Which was one of the reasons Malachi refused to commandeer an abandoned vehicle. It lit up the reason, anyway. When he left the county to join the military he had left behind more than Nowhere County and his family. He had made a decision the first day of boot camp, as he lay in his bunk more exhausted than he thought it was possible for a person to be and survive, that he would shed his skin like a snake and leave everything behind. He would no longer be Malachi Tackett in any way that mattered. He would be the polar opposite of everything his mother was, a total repudiation of the life she had created for him and his brothers and sister. From that moment on, Malachi was brutally honest.

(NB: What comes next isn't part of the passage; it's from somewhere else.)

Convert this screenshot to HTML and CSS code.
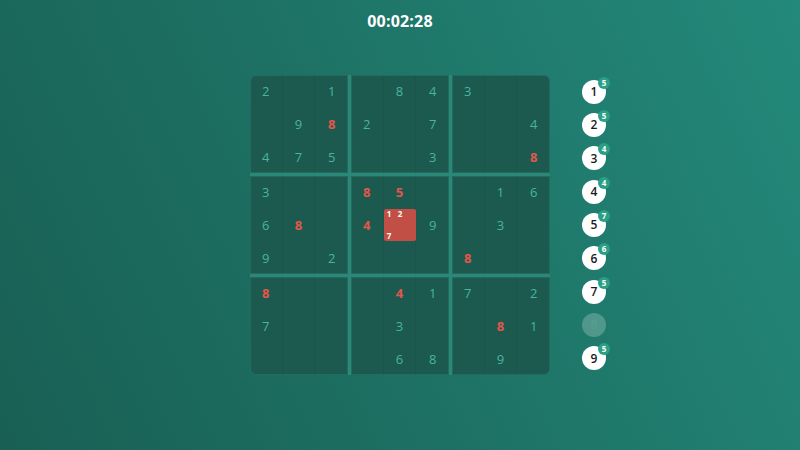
FILE: index.html
```html
<!DOCTYPE html>
<html>
<head>
<meta charset="utf-8">
<link rel="stylesheet" href="styles.css">
</head>
<body>
<div class="app">
  <div class="timer">00:02:28</div>
  <div class="stage">
    <div class="spacer"></div>
    <div class="board">
      <div class="box tl">
        <div class="cell">2</div><div class="cell"></div><div class="cell">1</div>
        <div class="cell"></div><div class="cell">9</div><div class="cell err">8</div>
        <div class="cell">4</div><div class="cell">7</div><div class="cell">5</div>
      </div>
      <div class="box">
        <div class="cell"></div><div class="cell">8</div><div class="cell">4</div>
        <div class="cell">2</div><div class="cell"></div><div class="cell">7</div>
        <div class="cell"></div><div class="cell"></div><div class="cell">3</div>
      </div>
      <div class="box tr">
        <div class="cell">3</div><div class="cell"></div><div class="cell"></div>
        <div class="cell"></div><div class="cell"></div><div class="cell">4</div>
        <div class="cell"></div><div class="cell"></div><div class="cell err">8</div>
      </div>
      <div class="box">
        <div class="cell">3</div><div class="cell"></div><div class="cell"></div>
        <div class="cell">6</div><div class="cell err">8</div><div class="cell"></div>
        <div class="cell">9</div><div class="cell"></div><div class="cell">2</div>
      </div>
      <div class="box">
        <div class="cell err">8</div><div class="cell err">5</div><div class="cell"></div>
        <div class="cell err">4</div>
        <div class="cell selected">
          <span class="pm">1</span><span class="pm">2</span><span class="pm"></span>
          <span class="pm"></span><span class="pm"></span><span class="pm"></span>
          <span class="pm">7</span><span class="pm"></span><span class="pm"></span>
        </div>
        <div class="cell">9</div>
        <div class="cell"></div><div class="cell"></div><div class="cell"></div>
      </div>
      <div class="box">
        <div class="cell"></div><div class="cell">1</div><div class="cell">6</div>
        <div class="cell"></div><div class="cell">3</div><div class="cell"></div>
        <div class="cell err">8</div><div class="cell"></div><div class="cell"></div>
      </div>
      <div class="box bl">
        <div class="cell err">8</div><div class="cell"></div><div class="cell"></div>
        <div class="cell">7</div><div class="cell"></div><div class="cell"></div>
        <div class="cell"></div><div class="cell"></div><div class="cell"></div>
      </div>
      <div class="box">
        <div class="cell"></div><div class="cell err">4</div><div class="cell">1</div>
        <div class="cell"></div><div class="cell">3</div><div class="cell"></div>
        <div class="cell"></div><div class="cell">6</div><div class="cell">8</div>
      </div>
      <div class="box br">
        <div class="cell">7</div><div class="cell"></div><div class="cell">2</div>
        <div class="cell"></div><div class="cell err">8</div><div class="cell">1</div>
        <div class="cell"></div><div class="cell">9</div><div class="cell"></div>
      </div>
    </div>
    <div class="numbers">
      <div class="num-row"><div class="num">1<span class="badge">5</span></div></div>
      <div class="num-row"><div class="num">2<span class="badge">5</span></div></div>
      <div class="num-row"><div class="num">3<span class="badge">4</span></div></div>
      <div class="num-row"><div class="num">4<span class="badge">4</span></div></div>
      <div class="num-row"><div class="num">5<span class="badge">7</span></div></div>
      <div class="num-row"><div class="num">6<span class="badge">6</span></div></div>
      <div class="num-row"><div class="num">7<span class="badge">5</span></div></div>
      <div class="num-row"><div class="num done">8</div></div>
      <div class="num-row"><div class="num">9<span class="badge">5</span></div></div>
    </div>
  </div>
</div>
</body>
</html>
```
FILE: styles.css
```css
html, body {
  margin: 0;
  padding: 0;
  width: 800px;
  height: 450px;
  overflow: hidden;
}
body {
  background: linear-gradient(65deg, #195f54 0%, #1d7164 45%, #23897a 100%);
  font-family: "Open Sans", "Noto Sans", sans-serif;
}
.app {
  display: flex;
  flex-direction: column;
  align-items: stretch;
}
.timer {
  height: 42px;
  line-height: 42px;
  text-align: center;
  color: #ffffff;
  font-weight: 700;
  font-size: 16px;
  letter-spacing: 0.2px;
}
.stage {
  margin-top: 33px;
  display: grid;
  grid-template-columns: 1fr 300px 1fr;
}
.board {
  width: 300px;
  height: 300px;
  display: grid;
  grid-template-columns: repeat(3, 98px);
  grid-template-rows: repeat(3, 98px);
  gap: 3px;
  background: #2b8878;
  border-radius: 6px;
}
.box {
  background: #1c594f;
  display: grid;
  grid-template-columns: repeat(3, 1fr);
  grid-template-rows: repeat(3, 1fr);
  box-shadow: inset 0 0 0 1px rgba(60, 160, 140, 0.25);
}
.box.tl { border-top-left-radius: 6px; }
.box.tr { border-top-right-radius: 6px; }
.box.bl { border-bottom-left-radius: 6px; }
.box.br { border-bottom-right-radius: 6px; }
.cell {
  display: flex;
  align-items: center;
  justify-content: center;
  color: #47b59f;
  font-size: 13px;
  font-weight: 500;
  border-right: 1px solid rgba(0, 0, 0, 0.04);
}
.cell:nth-child(3n) { border-right: none; }
.cell.err {
  color: #e2574c;
  font-weight: 700;
}
.cell.selected {
  background: #c14f45;
  border-radius: 2px;
  display: grid;
  grid-template-columns: repeat(3, 1fr);
  grid-template-rows: repeat(3, 1fr);
  border-right: none;
}
.pm {
  color: #ffffff;
  font-size: 8px;
  font-weight: 700;
  display: flex;
  align-items: center;
  justify-content: center;
  line-height: 1;
}
.numbers {
  padding-left: 32px;
  display: flex;
  flex-direction: column;
}
.num-row {
  height: 33.33px;
  display: flex;
  align-items: center;
}
.num {
  position: relative;
  width: 24px;
  height: 24px;
  border-radius: 50%;
  background: #ffffff;
  color: #1a1a1a;
  font-size: 12px;
  font-weight: 600;
  display: flex;
  align-items: center;
  justify-content: center;
}
.num.done {
  background: rgba(255, 255, 255, 0.22);
  color: rgba(255, 255, 255, 0.08);
}
.badge {
  position: absolute;
  top: -3px;
  right: -4px;
  width: 12px;
  height: 12px;
  border-radius: 50%;
  background: #2a9f84;
  color: #ffffff;
  font-size: 8px;
  font-weight: 700;
  display: flex;
  align-items: center;
  justify-content: center;
  line-height: 1;
}
```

An inconvenient honesty that required of him that he admit to the sergeant that he’d nodded off while on guard duty, though no one had seen or reported it. The admission had earned him a week of latrine duty. And that he refused to answer for his bunkmate at roll call when Seabags missed the last bus to the base after a weekend drunk. That kind of fearless honesty had brought with it an unexpected benefit — the respect of his fellow Marines. “Honor” was the character trait valued above all else in the Corps.
His ruthless honesty extended to what he told himself, too. He admitted his own fear in combat, never pretended things were going to work out when he knew for certain that the guano was about to connect with the air conditioning.
Like he knew right now. It was about to get reeeeally ugly in Nowhere County and there was only one way to escape the crap-storm that was about to make landfall. That was to find a road “out.” The place had already been a death trap, with people vanishing without so much as a puff of smoke, their homes aging a hundred years overnight. Now, you could add into the mix the certainty that if the Jabberwock didn’t get you, his mother would. Viola Tackett was a vicious murderer. She would cut down anybody in cold blood — maybe even Malachi if he got in her way. She never let an offense slide.
Somebody had to figure a way to defeat the Jabberwock. If they couldn’t do that, every man, woman and child in Nowhere County was going to die. Sooner rather than later.